Teve um período muito terrível, que ressuscitei só por causa dos Narcóticos Anônimos. Minha filha Amora me levou e o Denis Carvalho. E foi por isso que saí desse inferno. Começou com cocaína. Então foi um terror. Tem músicas inclusive. No disco Eu não peço desculpa (2002), a música “Coisa assassina” é só sobre isso. Outra mais recente, que também é muito sobre isso, chama-se “Os pais”. E tem mais uma, que o Nelson até exigia que eu cantasse até o fim, que trata do tema da morte. É “Morre-se assim”. Bem claro, né? O John Lennon, inclusive, disse assim: “o álcool e as drogas me fizeram voar e, depois, me tiraram o céu”.
Suas músicas, sejam os rocks, sambas, marchas ou bossas, tem duas características bem marcantes. Primeiro é uma complexidade poética, que parece simples. Outra é a alegria. É o caso, por exemplo, do “Rock da barata”, que você cantou no Phono 73.
Ah! Eu adoro aquela ali. É de um humor incrível. As crianças gostam muito. Permite o surrealismo muito palpável. Foi um fato real, você sabia? Eu fiquei assim, piso não piso. Decidi não pisar. A Ruth (Mendes, esposa) me deu uma bronca. Aquilo ficou na cabeça e eu botei na letra. Lembrei de um livro sobre o jainismo, aquela seita da Índia, onde os monges vão com um lenço na boca e uma vassoura na frente, pra não engolir nenhum mosquito.
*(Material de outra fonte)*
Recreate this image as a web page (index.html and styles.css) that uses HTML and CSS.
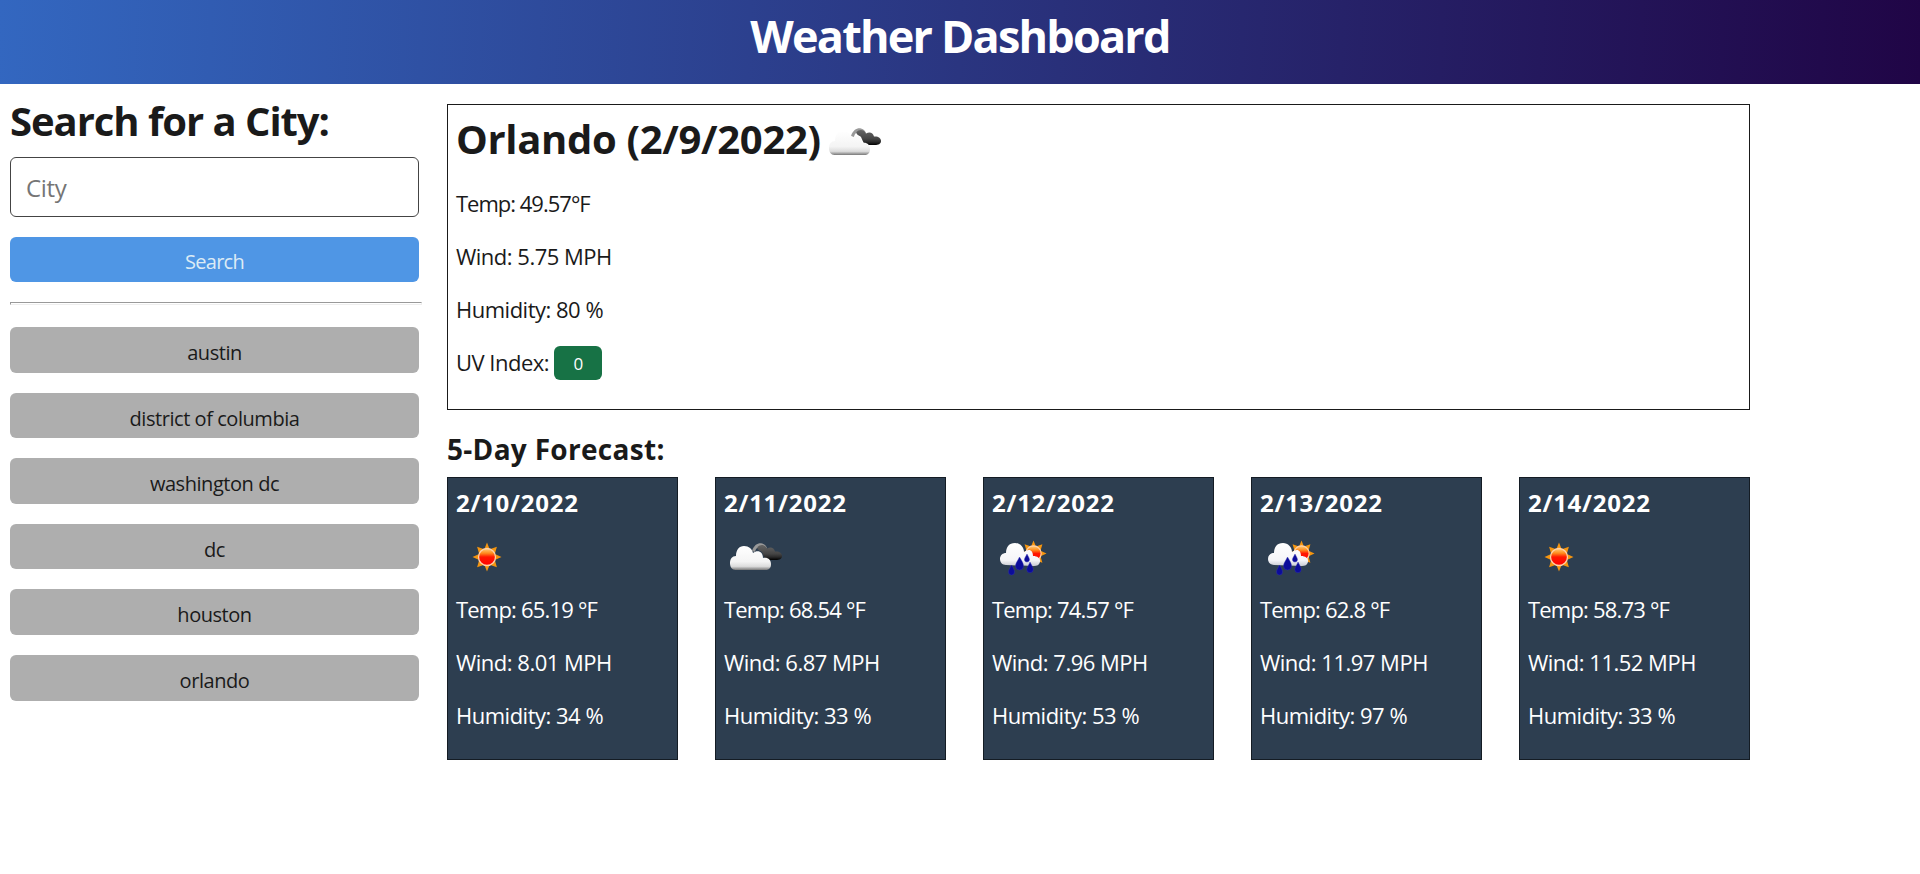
FILE: index.html
```html
<!DOCTYPE html>
<html lang="en">
<head>
<meta charset="utf-8">
<title>Weather Dashboard</title>
<link rel="stylesheet" href="styles.css">
</head>
<body>
<svg class="defs" aria-hidden="true">
  <defs>
    <linearGradient id="white-cloud" x1="0" y1="0" x2="0" y2="1">
      <stop offset="0" stop-color="#fff"/><stop offset=".65" stop-color="#f4f4f4"/><stop offset=".85" stop-color="#dcdcdc"/><stop offset="1" stop-color="#787878"/>
    </linearGradient>
    <linearGradient id="rain-cloud" x1="0" y1="0" x2="0" y2="1">
      <stop offset="0" stop-color="#fff"/><stop offset=".75" stop-color="#f5f5f8"/><stop offset="1" stop-color="#c9cbd3"/>
    </linearGradient>
    <linearGradient id="dark-cloud" x1="0" y1="0" x2="0" y2="1">
      <stop offset="0" stop-color="#666"/><stop offset=".6" stop-color="#444"/><stop offset=".8" stop-color="#2a2a2a"/><stop offset="1" stop-color="#000"/>
    </linearGradient>
    <linearGradient id="sun-core" x1="0" y1="0" x2="0" y2="1">
      <stop offset="0" stop-color="#ffd27a"/><stop offset=".28" stop-color="#ff8a1c"/><stop offset=".5" stop-color="#ff1800"/><stop offset="1" stop-color="#f00"/>
    </linearGradient>
    <symbol id="sun" viewBox="0 0 30 30">
      <path fill="#f5950f" d="M15 .5 17.700 7.200 24.900 4.800 22.800 12 29.500 15 22.800 18 24.900 25.200 17.700 22.800 15 29.500 12.300 22.800 5.100 25.200 7.200 18 .5 15 7.200 12 5.100 4.800 12.300 7.200Z"/>
      <circle cx="15" cy="15" r="8.500" fill="url(#sun-core)" stroke="#ffd0a8" stroke-width="1.300"/>
    </symbol>
    <symbol id="clouds" viewBox="0 0 54 28">
      <path fill="#999" d="M23 9C25 3 29 .8 33 1.500C36 2 37 4 38 6L31 9C30 5 27 5 26 10Z"/>
      <path fill="url(#dark-cloud)" d="M28.500 5C31 2 36 2 38 6.500C42 4.500 45 6 46 9.500C50 9 53 11 53 14C53 17 50 18 47 18H37C35 15 34 12 33 10C31 8 28 8 28.500 5Z"/>
      <path fill="url(#white-cloud)" d="M6.500 28C3 28 1 25 1 21C1 17 3 14 7 14C7 8 10 4 15 4C20 4 23 7 24 11C29 7 34 10 34 16C39 15 42 18 42 22C42 26 40 28 36 28Z"/>
    </symbol>
    <symbol id="rain" viewBox="0 0 48 36">
      <use href="#sun" x="20" y="0" width="27" height="27"/>
      <path fill="url(#rain-cloud)" d="M6 25C2 25 0 22 0 19C0 15 3 13 6 13C6 7 9 3 15 3C20 3 24 7 24 12C29 8 33 10 33 16C38 16 41 19 40 22C39 25 37 26 34 26Z"/>
      <g fill="#0c0c9a" stroke="#3636b8" stroke-width=".4">
        <path d="M19.500 17C22 21 23.500 23.500 23.500 26A4 4 0 0 1 15.500 26C15.500 23.500 17.500 21 19.500 17Z"/>
        <path d="M27 14C28.500 17 29.500 18 29.500 20A2.600 2.600 0 0 1 24.400 20C24.400 18 25.500 17 27 14Z"/>
        <path d="M11.500 25C13.500 28 14.500 30 14.500 32A3 3 0 0 1 8.500 32C8.500 30 10 28 11.500 25Z"/>
        <path d="M30 22C32 26 33.200 27.500 33.200 29.500A3.200 3.200 0 0 1 26.800 29.500C26.800 27.500 28.500 26 30 22Z"/>
      </g>
    </symbol>
  </defs>
</svg>
<header class="banner"><h1 class="banner-title">Weather Dashboard</h1></header>
<div class="layout">
  <aside class="sidebar">
    <h2 class="search-title">Search for a City:</h2>
    <input class="city-input" type="text" placeholder="City">
    <button class="button search">Search</button>
    <hr class="rule">
    <div class="history">
      <button class="button city">austin</button>
      <button class="button city">district of columbia</button>
      <button class="button city">washington dc</button>
      <button class="button city">dc</button>
      <button class="button city">houston</button>
      <button class="button city">orlando</button>
    </div>
  </aside>
  <main class="content">
    <section class="current">
      <h2 class="current-title"><span>Orlando (2/9/2022)</span><svg class="current-icon"><use href="#clouds"/></svg></h2>
      <p class="reading temp">Temp: 49.57°F</p>
      <p class="reading">Wind: 5.75 MPH</p>
      <p class="reading">Humidity: 80 %</p>
      <p class="reading uv"><span class="uv-label">UV Index:</span><span class="uv-badge">0</span></p>
    </section>
    <h3 class="forecast-title">5-Day Forecast:</h3>
    <section class="forecast">
      <article class="day">
        <h4 class="date">2/10/2022</h4>
        <div class="icon"><svg class="icon-sun"><use href="#sun"/></svg></div>
        <p class="reading temp">Temp: 65.19 °F</p><p class="reading">Wind: 8.01 MPH</p><p class="reading">Humidity: 34 %</p>
      </article>
      <article class="day">
        <h4 class="date">2/11/2022</h4>
        <div class="icon"><svg class="icon-clouds"><use href="#clouds"/></svg></div>
        <p class="reading temp">Temp: 68.54 °F</p><p class="reading">Wind: 6.87 MPH</p><p class="reading">Humidity: 33 %</p>
      </article>
      <article class="day">
        <h4 class="date">2/12/2022</h4>
        <div class="icon"><svg class="icon-rain"><use href="#rain"/></svg></div>
        <p class="reading temp">Temp: 74.57 °F</p><p class="reading">Wind: 7.96 MPH</p><p class="reading">Humidity: 53 %</p>
      </article>
      <article class="day">
        <h4 class="date">2/13/2022</h4>
        <div class="icon"><svg class="icon-rain"><use href="#rain"/></svg></div>
        <p class="reading temp">Temp: 62.8 °F</p><p class="reading">Wind: 11.97 MPH</p><p class="reading">Humidity: 97 %</p>
      </article>
      <article class="day">
        <h4 class="date">2/14/2022</h4>
        <div class="icon"><svg class="icon-sun"><use href="#sun"/></svg></div>
        <p class="reading temp">Temp: 58.73 °F</p><p class="reading">Wind: 11.52 MPH</p><p class="reading">Humidity: 33 %</p>
      </article>
    </section>
  </main>
</div>
</body>
</html>
```
FILE: styles.css
```css
* { box-sizing: border-box; }
body { margin: 0; background: #fff; color: #1a1a1a; font-family: "Open Sans", "Noto Sans", sans-serif; }
h1, h2, h3, h4, p { margin: 0; white-space: nowrap; }
.defs { position: absolute; width: 0; height: 0; }
.banner { height: 84px; background: linear-gradient(92deg, #3367c0, #2a3580 50%, #200546); }
.banner-title { color: #fff; font-size: 45px; line-height: 71px; font-weight: 700; text-align: center; letter-spacing: -1.8px; }
.layout { display: flex; gap: 25px; padding: 0 0 0 10px; }
.sidebar { width: 412px; padding-top: 13px; }
.search-title { font-size: 40px; line-height: 47px; height: 60px; letter-spacing: -1.05px; }
.city-input { display: block; width: 409px; height: 60px; margin: 0; padding: 0 15px; border: 1px solid #444; border-radius: 6px; font: 24px "Open Sans", sans-serif; letter-spacing: -0.3px; background: #fff; }
.city-input::placeholder { color: #757575; }
.button { display: block; width: 409px; height: 45.6px; padding: 4px 0 0; border: 0; border-radius: 6px; font: 20px/41px "Open Sans", sans-serif; letter-spacing: -0.45px; text-align: center; }
.city { padding-top: 5px; }
.search { height: 45px; margin-top: 20px; background: #4f96e5; color: #dcebf5; letter-spacing: -0.7px; }
.rule { margin: 20px 0 22px; height: 3px; border: 1px solid; border-color: #999 #eee #eee #999; }
.history { display: grid; gap: 20px; }
.city { background: #aeaeae; color: #1a1a1a; }
.content { width: 1303px; padding-top: 20px; }
.current { height: 306px; padding: 8px; border: 1px solid #1a1a1a; }
.current-title { display: flex; gap: 7px; font-size: 40px; line-height: 52px; height: 64px; letter-spacing: -0.32px; }
.current-icon { width: 54px; height: 28px; margin-top: 14px; }
.reading { font-size: 22px; line-height: 53px; height: 53px; letter-spacing: -0.5px; }
.current .reading { line-height: 52px; }
.current .temp { letter-spacing: -1px; }
.day .temp { letter-spacing: -0.8px; }
.uv { display: flex; gap: 5px; align-items: flex-start; }
.uv-badge { width: 48px; height: 34px; margin-top: 10px; border-radius: 6px; background: #177245; color: #fff; font-size: 17px; line-height: 35px; text-align: center; }
.forecast-title { margin-top: 16px; height: 51px; font-size: 28px; line-height: 46px; letter-spacing: 0.3px; }
.forecast { display: grid; grid-template-columns: repeat(5, 231px); justify-content: space-between; }
.day { height: 283px; padding: 8px; border: 1px solid #141c24; background: #2d3e50; color: #fff; }
.date { height: 47px; font-size: 24px; line-height: 33px; letter-spacing: 0.75px; }
.icon { display: flex; height: 50px; }
.icon-sun { width: 30px; height: 30px; margin: 9px 0 0 16px; }
.icon-clouds { width: 54px; height: 28px; margin: 9px 0 0 5px; }
.icon-rain { width: 48px; height: 36px; margin: 7px 0 0 8px; }
```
Porque toda vida é sagrada. E eu tava influenciado e não queria pisar na barata, então.
Você falou que viajou muito pelos Pontos de Cultura. O que você tem achado da gestão da Cultura durante a gestão do PT?
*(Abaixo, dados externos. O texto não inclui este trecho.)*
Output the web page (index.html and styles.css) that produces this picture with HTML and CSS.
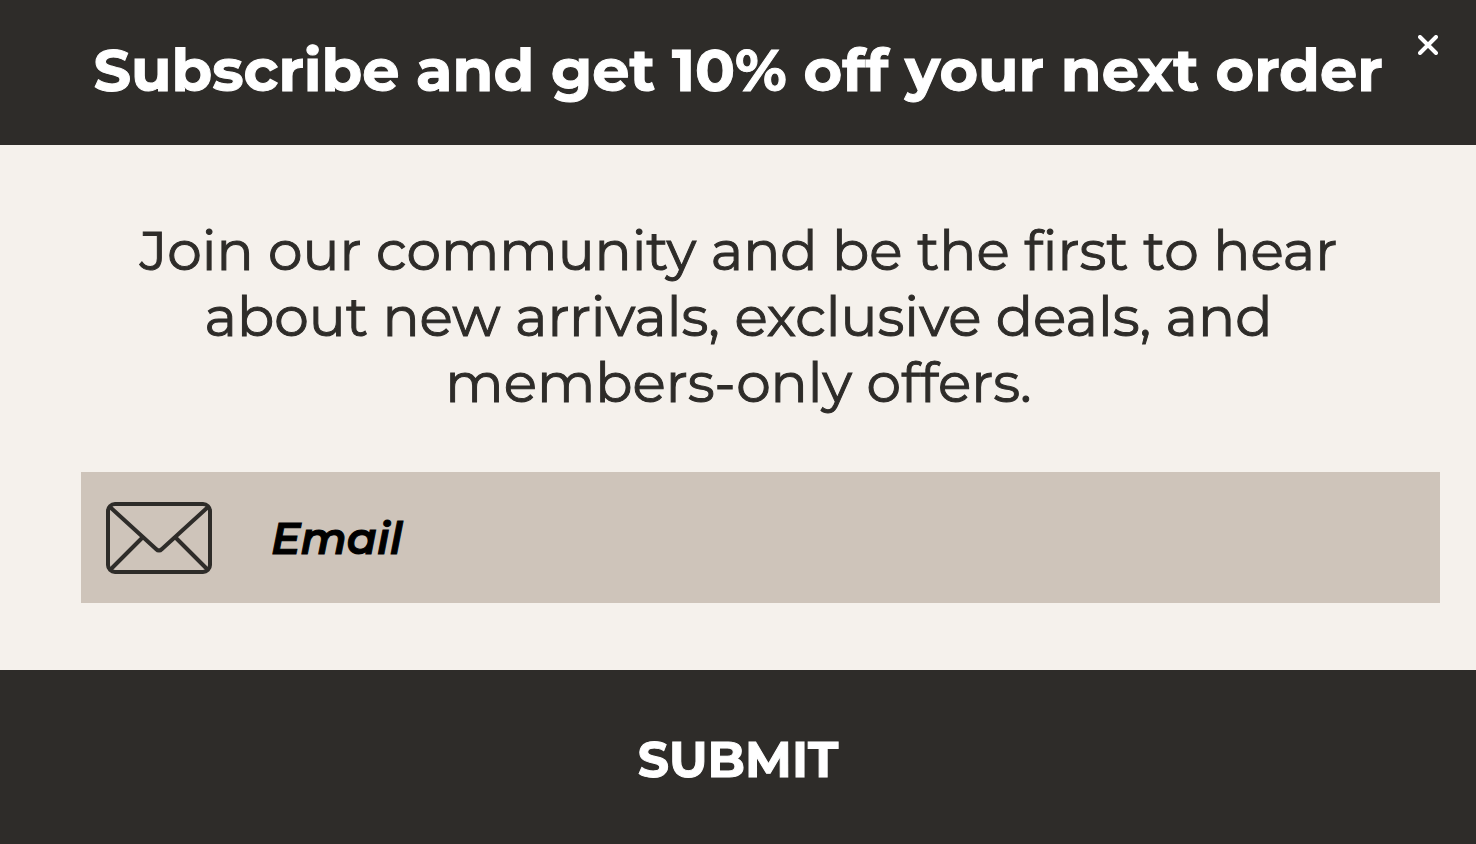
FILE: index.html
```html
<!DOCTYPE html>
<html lang="en">
<head>
<meta charset="utf-8">
<meta name="viewport" content="width=device-width, initial-scale=1">
<title>Subscribe</title>
<link rel="stylesheet" href="styles.css">
</head>
<body>
<form class="popup">
  <header class="popup-header">
    <h1 class="popup-title">Subscribe and get 10% off your next order</h1>
    <button class="close" type="button" aria-label="Close">
      <svg viewBox="0 0 20 20" width="20" height="20" aria-hidden="true"><path d="M2 2 18 18M18 2 2 18"/></svg>
    </button>
  </header>
  <main class="popup-body">
    <p class="message">Join our community and be the first to hear about new arrivals, exclusive deals, and members-only offers.</p>
    <label class="field">
      <svg class="mail" viewBox="0 0 106 72" width="106" height="72" aria-hidden="true">
        <rect x="2" y="2" width="102" height="68" rx="7"/>
        <path d="M4 5 50 47Q53 50 56 47L102 5M4 68 36 36M102 68 70 36"/>
      </svg>
      <input class="email" type="email" placeholder="Email" aria-label="Email">
    </label>
  </main>
  <button class="submit" type="submit">SUBMIT</button>
</form>
</body>
</html>
```
FILE: styles.css
```css
* {
  box-sizing: border-box;
}

body {
  margin: 0;
  background: #2e2c29;
  font-family: Montserrat, Inter, "Open Sans", sans-serif;
}

.popup {
  display: flex;
  flex-direction: column;
  min-height: 100vh;
  background: #f5f1ec;
}

.popup-header {
  position: relative;
  padding: 30px 88px 35px;
  background: #2e2c29;
}

.popup-title {
  margin: 0;
  color: #fff;
  font-size: 59px;
  font-weight: 700;
  line-height: 80px;
  text-align: center;
  white-space: nowrap;
  -webkit-text-stroke: 1px #fff;
}

.close {
  position: absolute;
  top: 35px;
  right: 38px;
  display: flex;
  padding: 0;
  border: 0;
  background: none;
  cursor: pointer;
}

.close svg {
  fill: none;
  stroke: #fff;
  stroke-width: 4;
  stroke-linecap: round;
}

.popup-body {
  flex: 1;
  padding: 73px 36px 66px 81px;
}

.message {
  margin: 0 80px 56px 36px;
  color: #2e2c29;
  font-size: 55px;
  font-weight: 400;
  line-height: 66px;
  text-align: center;
  -webkit-text-stroke: 1px #2e2c29;
}

.field {
  display: flex;
  align-items: center;
  gap: 59px;
  height: 131px;
  padding: 0 25px;
  background: #cec4ba;
}

.mail {
  flex: none;
  fill: none;
  stroke: #2e2c29;
  stroke-width: 4;
}

.email {
  flex: 1;
  min-width: 0;
  padding: 0;
  border: 0;
  outline: 0;
  background: none;
  color: #000;
  font: italic 600 44px/60px Montserrat, Inter, "Open Sans", sans-serif;
  -webkit-text-stroke: 1px #000;
}

.email::placeholder {
  color: #000;
  opacity: 1;
}

.submit {
  height: 174px;
  padding: 6px 0 0;
  border: 0;
  background: #2e2c29;
  color: #fff;
  font: 700 49px/60px Montserrat, Inter, "Open Sans", sans-serif;
  -webkit-text-stroke: 1px #fff;
  cursor: pointer;
}
```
Acho que tudo que o Gilberto Gil fez está totalmente mais do que correto. Metade da importância do Brasil, além da que o Lula irradiou, veio da irradiação do Ministério da Cultura. O mundo se apercebeu da profundidade da nossa cultura. Já sabiam pela Bossa Nova. Anteriormente pela Carmen Miranda e pelo futebol. Agora a cultura foi o ministério do Gil no mundo todo. Eu sei que os Pontos de Cultura são muitos e têm muitas solicitações para mais, e que tinham problemas, parece, de relatório. Como é muito supervisionado, com toda a razão, já que é um dinheiro público, cada Ponto de Cultura tem que fazer um relatório quase que semanal. E isso muitas vezes não acontece. E isso dá oportunidade para serem interrompidos. Fora que no ministério da Ana de Holanda houve uma interrupção desse dinheiro. O único estado que continuou a todo vapor foi Pernambuco. Agora a Marta Suplicy, me parece que ela dá muita importância. Acho que isso tudo vai continuar. Isso é uma demanda essencial.
Quando você olha pra trás e vê sua obra – discos, livros, cinema, shows, etc. –, o quê você em comum a toda essa produção?
E você ainda coloca por cima minha esposa comigo, mais a Amora, mais minha netinha, é a felicidade total. Eu sinto uma coisa assim que eu comecei na alegria do candomblé, aos sete anos. Agora então, eu nem mereço tanta felicidade. É impressionante.